AMERICAN GOTHIC TALES

edited by Joyce Carol Oates

Pub Date: Dec. 1st, 1996
ISBN: 0-452-27489-3
Publisher: Plume

A generous anthology of 46 stories, written between the late-18th century and the present, representing the genre characterized by editor Oates (in her Introduction) as "the surreal, raised to the level of poetry." Inevitably, perhaps, the contents include several warhorses (such as Washington Irving's "The Legend of Sleepy Hollow" and William Faulkner's "A Rose for Emily"), thoroughly dispensable excerpts from novels by Charles Brockden Brown and Anne Rice, and a few clunkers (Gertrude Atherton's pretentious "The Striding Place," John L'Heureux's nauseating "The Anatomy of Desire").
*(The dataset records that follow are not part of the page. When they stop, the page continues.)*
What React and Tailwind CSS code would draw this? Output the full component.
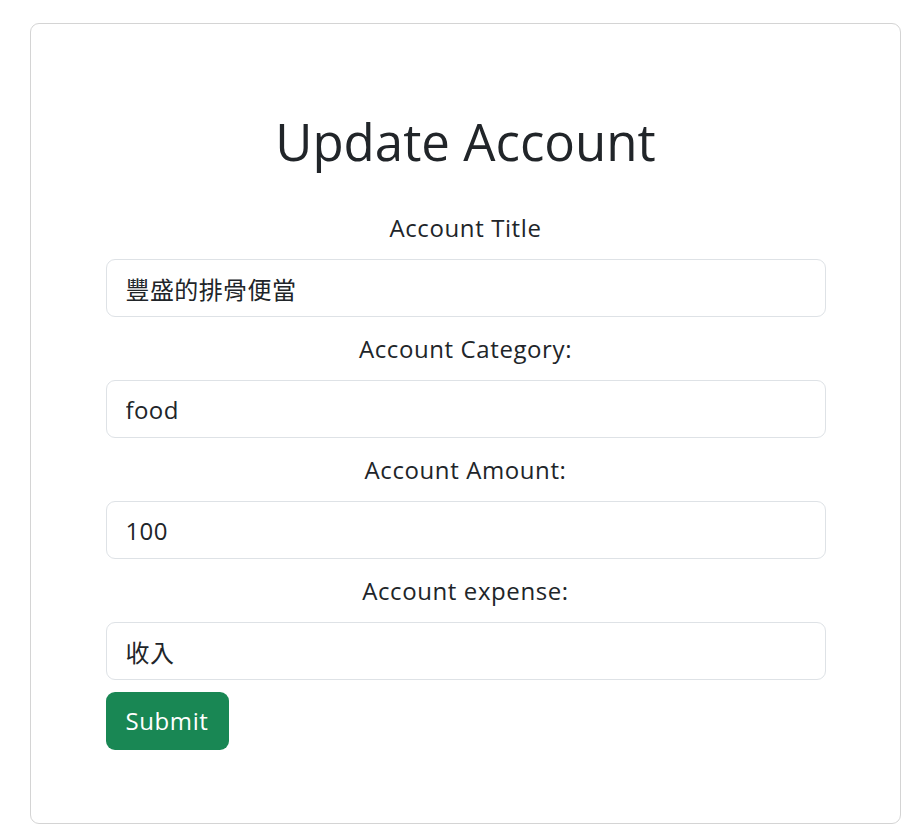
import React, { useState } from "react";

const fields = [
  { label: "Account Title", name: "title", value: "豐盛的排骨便當" },
  { label: "Account Category:", name: "category", value: "food" },
  { label: "Account Amount:", name: "amount", value: "100" },
  { label: "Account expense:", name: "expense", value: "收入" },
];

export default function App() {
  const [form, setForm] = useState(
    Object.fromEntries(fields.map((f) => [f.name, f.value]))
  );

  return (
    <div
      className="min-h-[824px] bg-white pt-[23px] px-[30px] text-[#212529]"
      style={{ fontFamily: '"Open Sans", "Noto Sans CJK TC", sans-serif' }}
    >
      <div className="w-[871px] h-[801px] rounded-[9px] border border-[#d4d4d4] pt-[84px]">
        <h1 className="text-center text-[51px] leading-[67px] font-normal mb-[35px]">
          Update Account
        </h1>
        <form
          className="w-[720px] mx-auto"
          onSubmit={(e) => e.preventDefault()}
        >
          {fields.map((f, i) => (
            <div key={f.name}>
              <label
                htmlFor={f.name}
                className={
                  "block text-center text-[24px] tracking-[0.6px] leading-[36px] mb-[13px] " +
                  (i === 0 ? "" : "mt-[14px]")
                }
              >
                {f.label}
              </label>
              <input
                id={f.name}
                value={form[f.name]}
                onChange={(e) => setForm({ ...form, [f.name]: e.target.value })}
                className="block w-full h-[58px] px-[19px] text-[24px] tracking-[0.4px] border border-[#dee2e6] rounded-[9px] outline-none"
              />
            </div>
          ))}
          <button
            type="submit"
            className="mt-[12px] h-[58px] px-[20px] text-[24px] tracking-[0.6px] text-white bg-[#198754] rounded-[9px]"
          >
            Submit
          </button>
        </form>
      </div>
    </div>
  );
}
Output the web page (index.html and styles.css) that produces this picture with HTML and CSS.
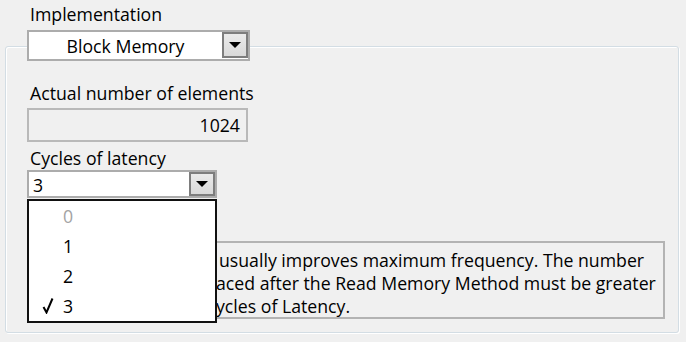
FILE: index.html
```html
<!DOCTYPE html>
<html>
  <head>
    <link rel="stylesheet" href="styles.css">
  </head>
  <body>
    <div class="panel">
      <div class="label impl-label">Implementation</div>
      <div class="combo combo-impl">
        <span class="combo-value">Block Memory</span>
        <span class="combo-btn"><span class="arrow"></span></span>
      </div>

      <div class="group">
        <div class="label first">Actual number of elements</div>
        <div class="readout">1024</div>

        <div class="label latency-label">Cycles of latency</div>
        <div class="latency">
          <div class="combo combo-latency">
            <span class="combo-value">3</span>
            <span class="combo-btn"><span class="arrow"></span></span>
          </div>
          <ul class="menu">
            <li class="disabled">0</li>
            <li>1</li>
            <li>2</li>
            <li class="checked">
              <svg class="tick" width="12" height="17" viewBox="0 0 12 17">
                <path d="M1.5 10 L4.5 15.5 L10.5 1.5" fill="none" stroke="#000" stroke-width="2"/>
              </svg>
              3
            </li>
          </ul>
        </div>

        <!-- left part of the help text sits under the open list -->
        <div class="desc">
          <div class="desc-line first-line">usually improves maximum frequency. The number</div>
          <div class="desc-line">aced after the Read Memory Method must be greater</div>
          <div class="desc-line">ycles of Latency.</div>
        </div>
      </div>
    </div>
  </body>
</html>
```

FILE: styles.css
```css
body {
  margin: 0;
  background-color: #f0f0f0;
  font-family: "Open Sans", "Liberation Sans", sans-serif;
  font-size: 17.7px;
  color: #000;
}

.panel {
  padding-left: 27px;
  width: 659px;
  height: 342px;
  overflow: hidden;
}

.label {
  line-height: 22px;
  padding-left: 3px;
  white-space: nowrap;
}

.impl-label {
  padding-top: 3px;
  height: 27px;
}

.combo {
  position: relative;
  z-index: 1;
  box-sizing: border-box;
  display: flex;
  background-color: #fff;
  border: 2px solid #acacac;
}

.combo-value {
  flex: 1;
  white-space: nowrap;
}

.combo-btn {
  box-sizing: border-box;
  width: 26px;
  display: flex;
  justify-content: center;
  align-items: center;
  background: linear-gradient(#eaeaea, #d9d9d9);
  border: 2px solid #7d7d7d;
}

.arrow {
  width: 0;
  height: 0;
  border-left: 6px solid transparent;
  border-right: 6px solid transparent;
  border-top: 6px solid #000;
}

.combo-impl {
  width: 223px;
  height: 31px;
}

.combo-impl .combo-value {
  text-align: center;
  line-height: 27px;
  padding-top: 1px;
}

.combo-impl .combo-btn {
  height: 26px;
}

.group {
  position: relative;
  box-sizing: border-box;
  margin-top: -15px;
  margin-left: -22px;
  width: 674px;
  height: 287px;
  padding: 35px 0 0 21px;
  border: 1px solid #d3dde4;
  border-radius: 3px;
  box-shadow: inset 1px 1px 0 #fff, 1px 1px 0 #fff;
}

.readout {
  box-sizing: border-box;
  margin-top: 4px;
  width: 221px;
  height: 34px;
  padding-right: 6px;
  line-height: 30px;
  text-align: right;
  border: 2px solid #b9b9b9;
}

.latency-label {
  margin-top: 5px;
}

.latency {
  position: relative;
  margin-top: 1px;
  width: 190px;
  height: 28px;
}

.combo-latency {
  width: 190px;
  height: 28px;
}

.combo-latency .combo-value {
  padding: 3px 0 0 4px;
  line-height: 21px;
}

.combo-latency .combo-btn {
  height: 24px;
}

.menu {
  position: absolute;
  z-index: 2;
  top: 29px;
  left: 0;
  box-sizing: border-box;
  width: 190px;
  height: 124px;
  margin: 0;
  padding: 0;
  list-style: none;
  background-color: #fff;
  border: 2px solid #111;
}

.menu li {
  position: relative;
  height: 30px;
  line-height: 30px;
  padding-left: 34px;
}

.menu li.disabled {
  color: #a3a3a3;
}

.tick {
  position: absolute;
  left: 13px;
  top: 6px;
}

.desc {
  box-sizing: border-box;
  margin-top: 43px;
  width: 638px;
  height: 78px;
  padding: 6px 0 0 187px;
  border: 2px solid #b3b3b3;
}

.desc-line {
  line-height: 23px;
  white-space: nowrap;
}

.first-line {
  padding-left: 3px;
}
```
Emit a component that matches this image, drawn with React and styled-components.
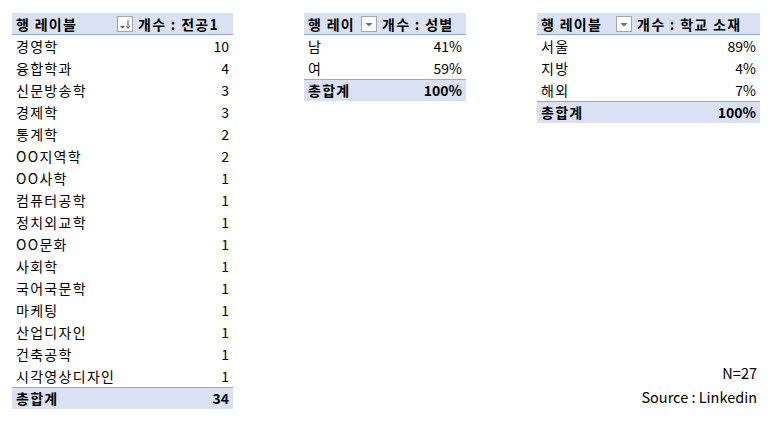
import React from 'react';
import styled, { createGlobalStyle } from 'styled-components';

const GlobalStyle = createGlobalStyle`
  body {
    margin: 0;
    background: #fff;
    font-family: "Noto Sans CJK KR", "Noto Sans", sans-serif;
    color: #000;
  }
`;

const Page = styled.div`
  display: flex;
  align-items: flex-start;
  gap: 71px;
  padding: 13px 0 0 12px;
  width: 775px;
  height: 421px;
  box-sizing: border-box;
`;

const RightColumn = styled.div`
  display: flex;
  flex-direction: column;
  justify-content: space-between;
  height: 396px;
`;

const Table = styled.div`
  display: grid;
  grid-template-columns: ${(p) => p.$cols};
  font-size: 14px;
  line-height: 22px;
`;

// korean text in the original is wider (Malgun Gothic), so space it out a bit
const HeadCell = styled.div`
  display: flex;
  align-items: center;
  height: 21px;
  background: #d9e1f2;
  border-bottom: 1px solid #8ea9db;
  font-weight: 700;
  padding-left: 4px;
  letter-spacing: 1.3px;
  white-space: nowrap;
`;

const HeadLabel = styled.span`
  flex: 1;
  white-space: nowrap;
`;

const DropBox = styled.span`
  flex: none;
  width: 14px;
  height: 14px;
  margin-right: 1px;
  border: 1px solid #a6a6a6;
  background: #fff;
  display: flex;
  align-items: center;
  justify-content: center;
`;

const Cell = styled.div`
  height: 22px;
  padding: 0 4px;
  text-align: ${(p) => (p.$num ? 'right' : 'left')};
  letter-spacing: ${(p) => (p.$num ? '0' : '1.3px')};
  white-space: nowrap;
`;

const TotalCell = styled.div`
  height: 21px;
  line-height: 21px;
  background: #d9e1f2;
  border-top: 1px solid #8ea9db;
  font-weight: 700;
  padding: 0 4px;
  text-align: ${(p) => (p.$num ? 'right' : 'left')};
  letter-spacing: ${(p) => (p.$num ? '0' : '1.3px')};
`;

const Note = styled.div`
  font-size: 14.5px;
  line-height: 24px;
  text-align: right;
  padding-right: 3px;
`;

const SortIcon = () => (
  <svg width="12" height="12" viewBox="0 0 12 12">
    <path d="M1 8h5l-2.5 2.5z" fill="#595959" />
    <path d="M9 2v8" stroke="#595959" strokeWidth="1" />
    <path d="M7 8l2 2.5 2-2.5" stroke="#595959" strokeWidth="1" fill="none" />
  </svg>
);

const FilterIcon = () => (
  <svg width="12" height="12" viewBox="0 0 12 12">
    <path d="M2.5 5h7L6 8.5z" fill="#6d6d6d" />
  </svg>
);

const PivotTable = ({ cols, label, value, rows, total, sorted }) => (
  <Table $cols={cols}>
    <HeadCell>
      <HeadLabel>{label}</HeadLabel>
      <DropBox>{sorted ? <SortIcon /> : <FilterIcon />}</DropBox>
    </HeadCell>
    <HeadCell>{value}</HeadCell>
    {rows.map(([name, v]) => (
      <React.Fragment key={name}>
        <Cell>{name}</Cell>
        <Cell $num>{v}</Cell>
      </React.Fragment>
    ))}
    <TotalCell>총합계</TotalCell>
    <TotalCell $num>{total}</TotalCell>
  </Table>
);

const majors = [
  ['경영학', 10],
  ['융합학과', 4],
  ['신문방송학', 3],
  ['경제학', 3],
  ['통계학', 2],
  ['OO지역학', 2],
  ['OO사학', 1],
  ['컴퓨터공학', 1],
  ['정치외교학', 1],
  ['OO문화', 1],
  ['사회학', 1],
  ['국어국문학', 1],
  ['마케팅', 1],
  ['산업디자인', 1],
  ['건축공학', 1],
  ['시각영상디자인', 1],
];

const gender = [
  ['남', '41%'],
  ['여', '59%'],
];

const school = [
  ['서울', '89%'],
  ['지방', '4%'],
  ['해외', '7%'],
];

const App = () => (
  <>
    <GlobalStyle />
    <Page>
      <PivotTable
        cols="122px 99px"
        label="행 레이블"
        value="개수 : 전공1"
        rows={majors}
        total="34"
        sorted
      />
      {/* the label is cut off by the filter button in the sheet */}
      <PivotTable cols="74px 88px" label="행 레이" value="개수 : 성별" rows={gender} total="100%" />
      <RightColumn>
        <PivotTable
          cols="96px 127px"
          label="행 레이블"
          value="개수 : 학교 소재"
          rows={school}
          total="100%"
        />
        <Note>
          N=27
          <br />
          Source : Linkedin
        </Note>
      </RightColumn>
    </Page>
  </>
);

export default App;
But elsewhere Oates has chosen wisely and well: Several genuinely interesting and relatively unfamiliar modern stories (by John Crowley, Paul Bowles, Melissa Pritchard, and Steven Millhauser, among others); one of Shirley Jackson's finest ("The Lovely House"); and a nasty little shocker by Raymond Carver ("Little Things"). On balance, an entertaining and welcome collection, one of the more pleasing products of Oates's ceaseless energies.